Still looking for answers to this one? Any example syntax, gotchas
etc would be much appreciated.
First start the receive side, then the sender side:

receiver> mbuffer -s 128k -m 200M -I sender:8000 | zfs receive filesystem

sender> zfs send pool/filesystem | mbuffer -s 128k -m 200M -O receiver:8000

Of course, you should adjust the hostnames accordingly, and set the
mbuffer buffer size to a value that fits your needs (option -m).

BTW: I've just released a new version of mbuffer which defaults to TCP
buffer size of 1M, which can be adjusted with option --tcpbuffer.

Cheers,
Thomas
Andrew Gabriel
2008-12-08 09:39:31 UTC
Permalink
Post by Thomas Maier-Komor
receiver> mbuffer -s 128k -m 200M -I sender:8000 | zfs receive filesystem
sender> zfs send pool/filesystem | mbuffer -s 128k -m 200M -O receiver:8000
Of course, you should adjust the hostnames accordingly, and set the
mbuffer buffer size to a value that fits your needs (option -m).
BTW: I've just released a new version of mbuffer which defaults to TCP
buffer size of 1M, which can be adjusted with option --tcpbuffer.
In my experimentation (using my own buffer program), it's the receive
side buffering you need.
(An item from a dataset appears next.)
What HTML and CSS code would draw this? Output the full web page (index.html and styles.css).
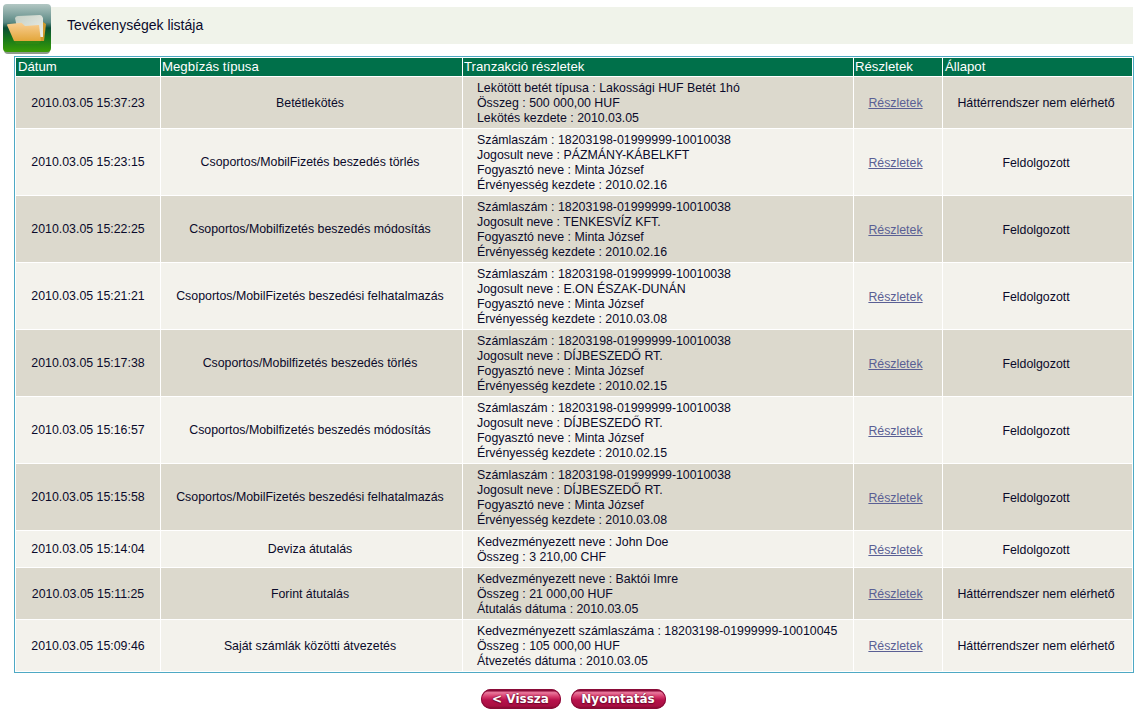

The size of the buffer needs to be large enough
to hold 5 seconds worth of data. How much data/second you get will
depend on which part of your system is the limiting factor. In my case,
with 7200 RPM drives not striped and a 1Gbit network, the limiting
factor is the drives, which can easily deliver 50MBytes/sec, so a buffer
size of 250MBytes works well. With striped disks or 10,000 or 15,000 RPM
disks, the 1Gbit network might become the limiting factor (at around
100MByte/sec).

If the speed of the disks and network are miles apart either way around
(e.g. if I had used had 100Mbit or 10Gbit ethernet), then the buffer has
a considerably reduced effectiveness -- it's most important when the
disks and network are delivering same order of magnitude performance.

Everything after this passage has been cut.